**Goal**
Copy out the entries in full and with complete accuracy; pictures are excluded.

________________

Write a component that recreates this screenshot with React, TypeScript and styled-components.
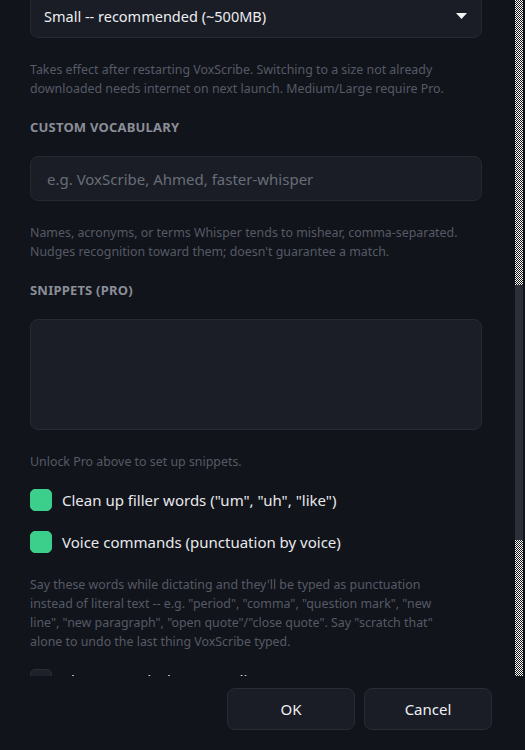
import { useLayoutEffect, useRef } from "react";
import styled, { createGlobalStyle } from "styled-components";

const GlobalStyle = createGlobalStyle`
    html, body {
        margin: 0;
        padding: 0;
        background: #12141b;
        overflow: hidden;
    }

    * {
        box-sizing: border-box;
    }
`;

const FONT = `"Noto Sans", "Open Sans", sans-serif`;

const Window = styled.div`
    display: flex;
    flex-direction: column;
    width: 525px;
    height: 750px;
    background: #12141b;
    font-family: ${FONT};
    color: #e6e7ea;
`;

const ScrollArea = styled.div`
    display: flex;
    height: 676px;
`;

const Viewport = styled.div`
    flex: 1;
    overflow: hidden;
`;

const Content = styled.div`
    display: flex;
    flex-direction: column;
    gap: 20px;
    padding: 20px 31px 40px 30px;
`;

const ScrollBar = styled.div`
    width: 8px;
    margin: 0 2px 0 2px;
    display: flex;
    flex-direction: column;
    background-color: #ffffff;
    background-image: repeating-conic-gradient(#111 0 25%, #fff 0 50%);
    background-size: 2px 2px;
`;

const ScrollThumb = styled.div`
    margin-top: 285px;
    height: 255px;
    background: #2c2f38;
`;

const Heading = styled.div`
    font-size: 13px;
    font-weight: 700;
    letter-spacing: 0.2px;
    line-height: 18px;
    color: #8a8e98;
`;

const Help = styled.p`
    max-width: 446px;
    margin: 2px 0 0 0;
    font-size: 12.4px;
    line-height: 19px;
    color: #555a66;
`;

const Select = styled.div`
    display: flex;
    align-items: center;
    height: 44px;
    padding: 0 14px 0 13px;
    background: #1a1d25;
    border: 1px solid #262932;
    border-radius: 8px;
    font-size: 14.5px;
    color: #eceef1;

    span {
        flex: 1;
    }
`;

const Arrow = styled.svg`
    width: 11px;
    height: 6px;
    fill: #f2f3f5;
`;

const Input = styled.div`
    display: flex;
    align-items: center;
    height: 45px;
    padding: 0 16px;
    background: #1a1d25;
    border: 1px solid #262932;
    border-radius: 8px;
    font-size: 15px;
    color: #686d78;
`;

const TextArea = styled.div`
    height: 111px;
    background: #1b1e26;
    border: 1px solid #282b34;
    border-radius: 8px;
`;

const CheckRow = styled.label`
    display: flex;
    align-items: center;
    gap: 10px;
    height: 22px;
    margin-top: -2px;
    font-size: 15px;
    color: #e8e9ec;

    & + & {
        margin-top: 0;
    }
`;

const Box = styled.span<{ $checked?: boolean }>`
    width: 22px;
    height: 22px;
    flex: none;
    border-radius: 5px;
    background: ${p => p.$checked ? "#3ccf8b" : "#1e2129"};
    border: 1px solid ${p => p.$checked ? "#3ccf8b" : "#2a2d36"};
`;

const Footer = styled.div`
    display: flex;
    justify-content: flex-end;
    gap: 9px;
    padding: 12px 33px 0 0;
`;

const Button = styled.button`
    width: 128px;
    height: 42px;
    background: #1a1d25;
    border: 1px solid #292c35;
    border-radius: 8px;
    font-family: ${FONT};
    font-size: 15px;
    color: #eef0f3;
`;

export default function App() {
    const viewRef = useRef<HTMLDivElement>(null);
    const selectRef = useRef<HTMLDivElement>(null);

    useLayoutEffect(() => {
        const view = viewRef.current;
        const select = selectRef.current;
        if (view && select) {
            view.scrollTop = select.offsetTop - view.offsetTop + 6;
        }
    }, []);

    return (
        <Window>
            <GlobalStyle />
            <ScrollArea>
                <Viewport ref={viewRef}>
                    <Content>
                        <Heading>WHISPER MODEL</Heading>
                        <Select ref={selectRef}>
                            <span>Small -- recommended (~500MB)</span>
                            <Arrow viewBox="0 0 11 6"><path d="M0 0h11L5.5 6z" /></Arrow>
                        </Select>
                        <Help>
                            Takes effect after restarting VoxScribe. Switching to a size not already
                            downloaded needs internet on next launch. Medium/Large require Pro.
                        </Help>
                        <Heading>CUSTOM VOCABULARY</Heading>
                        <Input>e.g. VoxScribe, Ahmed, faster-whisper</Input>
                        <Help>
                            Names, acronyms, or terms Whisper tends to mishear, comma-separated.
                            Nudges recognition toward them; doesn't guarantee a match.
                        </Help>
                        <Heading>SNIPPETS (PRO)</Heading>
                        <TextArea />
                        <Help>Unlock Pro above to set up snippets.</Help>
                        <CheckRow><Box $checked />Clean up filler words ("um", "uh", "like")</CheckRow>
                        <CheckRow><Box $checked />Voice commands (punctuation by voice)</CheckRow>
                        <Help>
                            Say these words while dictating and they'll be typed as punctuation<br />
                            instead of literal text -- e.g. "period", "comma", "question mark", "new<br />
                            line", "new paragraph", "open quote"/"close quote". Say "scratch that"<br />
                            alone to undo the last thing VoxScribe typed.
                        </Help>
                        <CheckRow><Box />Play a sound when recording starts/stops</CheckRow>
                    </Content>
                </Viewport>
                <ScrollBar>
                    <ScrollThumb />
                </ScrollBar>
            </ScrollArea>
            <Footer>
                <Button>OK</Button>
                <Button>Cancel</Button>
            </Footer>
        </Window>
    );
}
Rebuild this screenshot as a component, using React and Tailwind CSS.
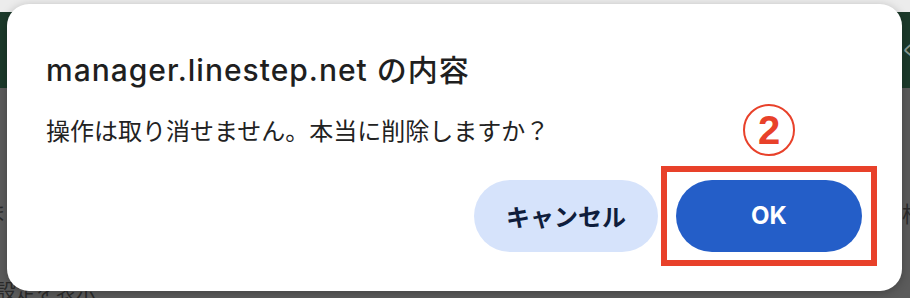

________________

**Answer to the task**
Write a component that recreates this screenshot with React, TypeScript and styled-components.
import { useLayoutEffect, useRef } from "react";
import styled, { createGlobalStyle } from "styled-components";

const GlobalStyle = createGlobalStyle`
    html, body {
        margin: 0;
        padding: 0;
        background: #12141b;
        overflow: hidden;
    }

    * {
        box-sizing: border-box;
    }
`;

const FONT = `"Noto Sans", "Open Sans", sans-serif`;

const Window = styled.div`
    display: flex;
    flex-direction: column;
    width: 525px;
    height: 750px;
    background: #12141b;
    font-family: ${FONT};
    color: #e6e7ea;
`;

const ScrollArea = styled.div`
    display: flex;
    height: 676px;
`;

const Viewport = styled.div`
    flex: 1;
    overflow: hidden;
`;

const Content = styled.div`
    display: flex;
    flex-direction: column;
    gap: 20px;
    padding: 20px 31px 40px 30px;
`;

const ScrollBar = styled.div`
    width: 8px;
    margin: 0 2px 0 2px;
    display: flex;
    flex-direction: column;
    background-color: #ffffff;
    background-image: repeating-conic-gradient(#111 0 25%, #fff 0 50%);
    background-size: 2px 2px;
`;

const ScrollThumb = styled.div`
    margin-top: 285px;
    height: 255px;
    background: #2c2f38;
`;

const Heading = styled.div`
    font-size: 13px;
    font-weight: 700;
    letter-spacing: 0.2px;
    line-height: 18px;
    color: #8a8e98;
`;

const Help = styled.p`
    max-width: 446px;
    margin: 2px 0 0 0;
    font-size: 12.4px;
    line-height: 19px;
    color: #555a66;
`;

const Select = styled.div`
    display: flex;
    align-items: center;
    height: 44px;
    padding: 0 14px 0 13px;
    background: #1a1d25;
    border: 1px solid #262932;
    border-radius: 8px;
    font-size: 14.5px;
    color: #eceef1;

    span {
        flex: 1;
    }
`;

const Arrow = styled.svg`
    width: 11px;
    height: 6px;
    fill: #f2f3f5;
`;

const Input = styled.div`
    display: flex;
    align-items: center;
    height: 45px;
    padding: 0 16px;
    background: #1a1d25;
    border: 1px solid #262932;
    border-radius: 8px;
    font-size: 15px;
    color: #686d78;
`;

const TextArea = styled.div`
    height: 111px;
    background: #1b1e26;
    border: 1px solid #282b34;
    border-radius: 8px;
`;

const CheckRow = styled.label`
    display: flex;
    align-items: center;
    gap: 10px;
    height: 22px;
    margin-top: -2px;
    font-size: 15px;
    color: #e8e9ec;

    & + & {
        margin-top: 0;
    }
`;

const Box = styled.span<{ $checked?: boolean }>`
    width: 22px;
    height: 22px;
    flex: none;
    border-radius: 5px;
    background: ${p => p.$checked ? "#3ccf8b" : "#1e2129"};
    border: 1px solid ${p => p.$checked ? "#3ccf8b" : "#2a2d36"};
`;

const Footer = styled.div`
    display: flex;
    justify-content: flex-end;
    gap: 9px;
    padding: 12px 33px 0 0;
`;

const Button = styled.button`
    width: 128px;
    height: 42px;
    background: #1a1d25;
    border: 1px solid #292c35;
    border-radius: 8px;
    font-family: ${FONT};
    font-size: 15px;
    color: #eef0f3;
`;

export default function App() {
    const viewRef = useRef<HTMLDivElement>(null);
    const selectRef = useRef<HTMLDivElement>(null);

    useLayoutEffect(() => {
        const view = viewRef.current;
        const select = selectRef.current;
        if (view && select) {
            view.scrollTop = select.offsetTop - view.offsetTop + 6;
        }
    }, []);

    return (
        <Window>
            <GlobalStyle />
            <ScrollArea>
                <Viewport ref={viewRef}>
                    <Content>
                        <Heading>WHISPER MODEL</Heading>
                        <Select ref={selectRef}>
                            <span>Small -- recommended (~500MB)</span>
                            <Arrow viewBox="0 0 11 6"><path d="M0 0h11L5.5 6z" /></Arrow>
                        </Select>
                        <Help>
                            Takes effect after restarting VoxScribe. Switching to a size not already
                            downloaded needs internet on next launch. Medium/Large require Pro.
                        </Help>
                        <Heading>CUSTOM VOCABULARY</Heading>
                        <Input>e.g. VoxScribe, Ahmed, faster-whisper</Input>
                        <Help>
                            Names, acronyms, or terms Whisper tends to mishear, comma-separated.
                            Nudges recognition toward them; doesn't guarantee a match.
                        </Help>
                        <Heading>SNIPPETS (PRO)</Heading>
                        <TextArea />
                        <Help>Unlock Pro above to set up snippets.</Help>
                        <CheckRow><Box $checked />Clean up filler words ("um", "uh", "like")</CheckRow>
                        <CheckRow><Box $checked />Voice commands (punctuation by voice)</CheckRow>
                        <Help>
                            Say these words while dictating and they'll be typed as punctuation<br />
                            instead of literal text -- e.g. "period", "comma", "question mark", "new<br />
                            line", "new paragraph", "open quote"/"close quote". Say "scratch that"<br />
                            alone to undo the last thing VoxScribe typed.
                        </Help>
                        <CheckRow><Box />Play a sound when recording starts/stops</CheckRow>
                    </Content>
                </Viewport>
                <ScrollBar>
                    <ScrollThumb />
                </ScrollBar>
            </ScrollArea>
            <Footer>
                <Button>OK</Button>
                <Button>Cancel</Button>
            </Footer>
        </Window>
    );
}
Rebuild this screenshot as a component, using React and Tailwind CSS.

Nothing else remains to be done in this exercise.